-- Begin --

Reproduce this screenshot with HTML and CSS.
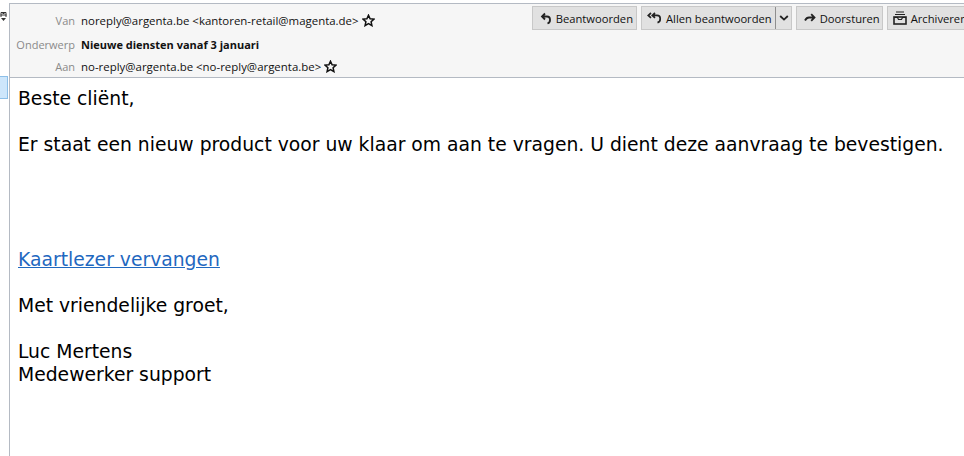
FILE: index.html
```html
<!DOCTYPE html>
<html lang="nl">
<head>
  <meta charset="UTF-8" />
  <title>Nieuwe diensten vanaf 3 januari</title>
  <link rel="stylesheet" href="styles.css">
</head>
<body>

<div class="window">
  <aside class="side">
    <svg class="side-icon" width="7" height="10" viewBox="0 0 7 10">
      <path d="M1 4V1.5h5V4M0.5 4h6M1 4v2M6 4v2M2.5 2.5h2" fill="none" stroke="#333" stroke-width="1"/>
      <path d="M1 7h5L3.5 10z" fill="#333"/>
    </svg>
    <div class="side-row"></div>
  </aside>

  <main class="message">
    <header class="head">
      <div class="fields">
        <div class="field">
          <span class="label">Van</span>
          <span>noreply@argenta.be &lt;kantoren-retail@magenta.de&gt;</span>
          <svg class="star" width="13" height="13" viewBox="0 0 13 13"><path d="M6.5 1.2l1.6 3.5 3.9.4-2.9 2.6.8 3.9-3.4-2-3.4 2 .8-3.9L1 5.1l3.9-.4z" fill="none" stroke="#111" stroke-width="1.5"/></svg>
        </div>
        <div class="field subject">
          <span class="label">Onderwerp</span>
          <strong>Nieuwe diensten vanaf 3 januari</strong>
        </div>
        <div class="field">
          <span class="label">Aan</span>
          <span>no-reply@argenta.be &lt;no-reply@argenta.be&gt;</span>
          <svg class="star" width="13" height="13" viewBox="0 0 13 13"><path d="M6.5 1.2l1.6 3.5 3.9.4-2.9 2.6.8 3.9-3.4-2-3.4 2 .8-3.9L1 5.1l3.9-.4z" fill="none" stroke="#111" stroke-width="1.5"/></svg>
        </div>
      </div>

      <div class="actions">
        <button class="btn reply">
          <svg width="12" height="13" viewBox="0 0 12 13"><path d="M5 1.5L2 4.5l3 3M2 4.5h5a3 3 0 0 1 3 3a3.8 3.8 0 0 1-2.5 4" fill="none" stroke="#222" stroke-width="1.8"/></svg>
          Beantwoorden
        </button>
        <div class="btn split">
          <span class="split-main">
            <svg width="15" height="13" viewBox="0 0 15 13"><path d="M4 1L1.3 3.4 4 5.8M8 1L5.3 3.4 8 5.8M5.3 3.4H10a3.2 3.2 0 0 1 3.2 3.2a3.8 3.8 0 0 1-2.7 4" fill="none" stroke="#222" stroke-width="1.7"/></svg>
            Allen beantwoorden
          </span>
          <span class="split-arrow">
            <svg width="10" height="6" viewBox="0 0 10 6"><path d="M1.2 1l3.8 3.6L8.8 1" fill="none" stroke="#222" stroke-width="1.8"/></svg>
          </span>
        </div>
        <button class="btn forward">
          <svg width="12" height="10" viewBox="0 0 12 10"><path d="M7.2 1.2L10.5 4.5 7.2 7.8M10.5 4.5H5Q2.5 4.5 1 7.5" fill="none" stroke="#222" stroke-width="1.8"/></svg>
          Doorsturen
        </button>
        <button class="btn archive">
          <svg width="14" height="14" viewBox="0 0 14 14"><path d="M3 1h8M2 3.5h10" fill="none" stroke="#222" stroke-width="1"/><rect x="1" y="6" width="12" height="7" fill="none" stroke="#222" stroke-width="1.6"/><path d="M1 6.5h3.5l1 2h3l1-2H13" fill="none" stroke="#222" stroke-width="1.2"/></svg>
          Archiveren
        </button>
      </div>
    </header>

    <section class="body">
      <p>Beste cliënt,</p>
      <p>Er staat een nieuw product voor uw klaar om aan te vragen. U dient deze aanvraag te bevestigen.</p>
      <p class="gap"><a href="#">Kaartlezer vervangen</a></p>
      <p>Met vriendelijke groet,</p>
      <p>Luc Mertens<br>Medewerker support</p>
    </section>
  </main>
</div>

</body>
</html>
```

FILE: styles.css
```css
html, body {
  margin: 0;
  padding: 0;
  height: 100%;
  overflow: hidden;
  background: #fff;
}
.window {
  display: flex;
  height: 456px;
  padding-top: 3px;
  box-sizing: border-box;
}
.side {
  width: 9px;
  flex: none;
  background: #fff;
  border-right: 1px solid #b4bac3;
}
.side-icon {
  display: block;
  margin: 8px 0 0 0;
}
.side-row {
  height: 23px;
  width: 8px;
  margin-top: 55px;
  background: #cde6fb;
  border: 1px solid #8cbfe8;
  border-left: 0;
  box-sizing: border-box;
}
.message {
  flex: 1;
  min-width: 0;
}
.head {
  display: flex;
  justify-content: space-between;
  height: 75px;
  box-sizing: border-box;
  background: #f6f6f6;
  border-top: 1px solid #b4bac3;
  border-bottom: 1px solid #b4bac3;
  font-family: "Open Sans", sans-serif;
  font-size: 11.45px;
  color: #111;
  overflow: hidden;
}
.fields {
  padding-top: 5px;
}
.field {
  display: flex;
  align-items: center;
  gap: 6px;
  height: 23px;
  white-space: nowrap;
}
.subject {
  margin: 1px 0 -1px;
}
.field strong {
  font-size: 11px;
  font-weight: 700;
}
.label {
  width: 65px;
  font-size: 11px;
  text-align: right;
  color: #8a8a8a;
}
.star {
  margin-left: -3px;
}
.actions {
  display: flex;
  gap: 4px;
  padding-top: 2px;
  margin-right: -7px;
  flex: none;
}
.btn {
  display: flex;
  align-items: center;
  gap: 4px;
  height: 24px;
  box-sizing: border-box;
  padding: 0 3px 0 7px;
  background: #e1e1e1;
  border: 1px solid #c8c8c8;
  font: inherit;
  font-size: 11.2px;
  color: #111;
}
.forward {
  padding-right: 2px;
}
.archive {
  padding-left: 5px;
}
.split {
  gap: 0;
  padding: 0;
}
.split-main {
  display: flex;
  align-items: center;
  gap: 4px;
  height: 100%;
  padding: 0 3px 0 5px;
  border-right: 1px solid #8e8e8e;
}
.split-arrow {
  display: flex;
  align-items: center;
  padding: 0 2px 0 3px;
}
.body {
  padding: 9px 0 0 8px;
  font-family: "DejaVu Sans", sans-serif;
  font-size: 18.75px;
  line-height: 23px;
  color: #000;
  white-space: nowrap;
}
.body p {
  margin: 0 0 23px;
}
.body .gap {
  margin-top: 92px;
}
.body a {
  color: #1f68c0;
}
```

-- End --

:: THE EXERCISE ::
Copy the listing word for word, excluding its pictures.

:: OUTPUT BELOW ::
Reproduce this screenshot with HTML and CSS.
FILE: index.html
```html
<!DOCTYPE html>
<html lang="nl">
<head>
  <meta charset="UTF-8" />
  <title>Nieuwe diensten vanaf 3 januari</title>
  <link rel="stylesheet" href="styles.css">
</head>
<body>

<div class="window">
  <aside class="side">
    <svg class="side-icon" width="7" height="10" viewBox="0 0 7 10">
      <path d="M1 4V1.5h5V4M0.5 4h6M1 4v2M6 4v2M2.5 2.5h2" fill="none" stroke="#333" stroke-width="1"/>
      <path d="M1 7h5L3.5 10z" fill="#333"/>
    </svg>
    <div class="side-row"></div>
  </aside>

  <main class="message">
    <header class="head">
      <div class="fields">
        <div class="field">
          <span class="label">Van</span>
          <span>noreply@argenta.be &lt;kantoren-retail@magenta.de&gt;</span>
          <svg class="star" width="13" height="13" viewBox="0 0 13 13"><path d="M6.5 1.2l1.6 3.5 3.9.4-2.9 2.6.8 3.9-3.4-2-3.4 2 .8-3.9L1 5.1l3.9-.4z" fill="none" stroke="#111" stroke-width="1.5"/></svg>
        </div>
        <div class="field subject">
          <span class="label">Onderwerp</span>
          <strong>Nieuwe diensten vanaf 3 januari</strong>
        </div>
        <div class="field">
          <span class="label">Aan</span>
          <span>no-reply@argenta.be &lt;no-reply@argenta.be&gt;</span>
          <svg class="star" width="13" height="13" viewBox="0 0 13 13"><path d="M6.5 1.2l1.6 3.5 3.9.4-2.9 2.6.8 3.9-3.4-2-3.4 2 .8-3.9L1 5.1l3.9-.4z" fill="none" stroke="#111" stroke-width="1.5"/></svg>
        </div>
      </div>

      <div class="actions">
        <button class="btn reply">
          <svg width="12" height="13" viewBox="0 0 12 13"><path d="M5 1.5L2 4.5l3 3M2 4.5h5a3 3 0 0 1 3 3a3.8 3.8 0 0 1-2.5 4" fill="none" stroke="#222" stroke-width="1.8"/></svg>
          Beantwoorden
        </button>
        <div class="btn split">
          <span class="split-main">
            <svg width="15" height="13" viewBox="0 0 15 13"><path d="M4 1L1.3 3.4 4 5.8M8 1L5.3 3.4 8 5.8M5.3 3.4H10a3.2 3.2 0 0 1 3.2 3.2a3.8 3.8 0 0 1-2.7 4" fill="none" stroke="#222" stroke-width="1.7"/></svg>
            Allen beantwoorden
          </span>
          <span class="split-arrow">
            <svg width="10" height="6" viewBox="0 0 10 6"><path d="M1.2 1l3.8 3.6L8.8 1" fill="none" stroke="#222" stroke-width="1.8"/></svg>
          </span>
        </div>
        <button class="btn forward">
          <svg width="12" height="10" viewBox="0 0 12 10"><path d="M7.2 1.2L10.5 4.5 7.2 7.8M10.5 4.5H5Q2.5 4.5 1 7.5" fill="none" stroke="#222" stroke-width="1.8"/></svg>
          Doorsturen
        </button>
        <button class="btn archive">
          <svg width="14" height="14" viewBox="0 0 14 14"><path d="M3 1h8M2 3.5h10" fill="none" stroke="#222" stroke-width="1"/><rect x="1" y="6" width="12" height="7" fill="none" stroke="#222" stroke-width="1.6"/><path d="M1 6.5h3.5l1 2h3l1-2H13" fill="none" stroke="#222" stroke-width="1.2"/></svg>
          Archiveren
        </button>
      </div>
    </header>

    <section class="body">
      <p>Beste cliënt,</p>
      <p>Er staat een nieuw product voor uw klaar om aan te vragen. U dient deze aanvraag te bevestigen.</p>
      <p class="gap"><a href="#">Kaartlezer vervangen</a></p>
      <p>Met vriendelijke groet,</p>
      <p>Luc Mertens<br>Medewerker support</p>
    </section>
  </main>
</div>

</body>
</html>
```

FILE: styles.css
```css
html, body {
  margin: 0;
  padding: 0;
  height: 100%;
  overflow: hidden;
  background: #fff;
}
.window {
  display: flex;
  height: 456px;
  padding-top: 3px;
  box-sizing: border-box;
}
.side {
  width: 9px;
  flex: none;
  background: #fff;
  border-right: 1px solid #b4bac3;
}
.side-icon {
  display: block;
  margin: 8px 0 0 0;
}
.side-row {
  height: 23px;
  width: 8px;
  margin-top: 55px;
  background: #cde6fb;
  border: 1px solid #8cbfe8;
  border-left: 0;
  box-sizing: border-box;
}
.message {
  flex: 1;
  min-width: 0;
}
.head {
  display: flex;
  justify-content: space-between;
  height: 75px;
  box-sizing: border-box;
  background: #f6f6f6;
  border-top: 1px solid #b4bac3;
  border-bottom: 1px solid #b4bac3;
  font-family: "Open Sans", sans-serif;
  font-size: 11.45px;
  color: #111;
  overflow: hidden;
}
.fields {
  padding-top: 5px;
}
.field {
  display: flex;
  align-items: center;
  gap: 6px;
  height: 23px;
  white-space: nowrap;
}
.subject {
  margin: 1px 0 -1px;
}
.field strong {
  font-size: 11px;
  font-weight: 700;
}
.label {
  width: 65px;
  font-size: 11px;
  text-align: right;
  color: #8a8a8a;
}
.star {
  margin-left: -3px;
}
.actions {
  display: flex;
  gap: 4px;
  padding-top: 2px;
  margin-right: -7px;
  flex: none;
}
.btn {
  display: flex;
  align-items: center;
  gap: 4px;
  height: 24px;
  box-sizing: border-box;
  padding: 0 3px 0 7px;
  background: #e1e1e1;
  border: 1px solid #c8c8c8;
  font: inherit;
  font-size: 11.2px;
  color: #111;
}
.forward {
  padding-right: 2px;
}
.archive {
  padding-left: 5px;
}
.split {
  gap: 0;
  padding: 0;
}
.split-main {
  display: flex;
  align-items: center;
  gap: 4px;
  height: 100%;
  padding: 0 3px 0 5px;
  border-right: 1px solid #8e8e8e;
}
.split-arrow {
  display: flex;
  align-items: center;
  padding: 0 2px 0 3px;
}
.body {
  padding: 9px 0 0 8px;
  font-family: "DejaVu Sans", sans-serif;
  font-size: 18.75px;
  line-height: 23px;
  color: #000;
  white-space: nowrap;
}
.body p {
  margin: 0 0 23px;
}
.body .gap {
  margin-top: 92px;
}
.body a {
  color: #1f68c0;
}
```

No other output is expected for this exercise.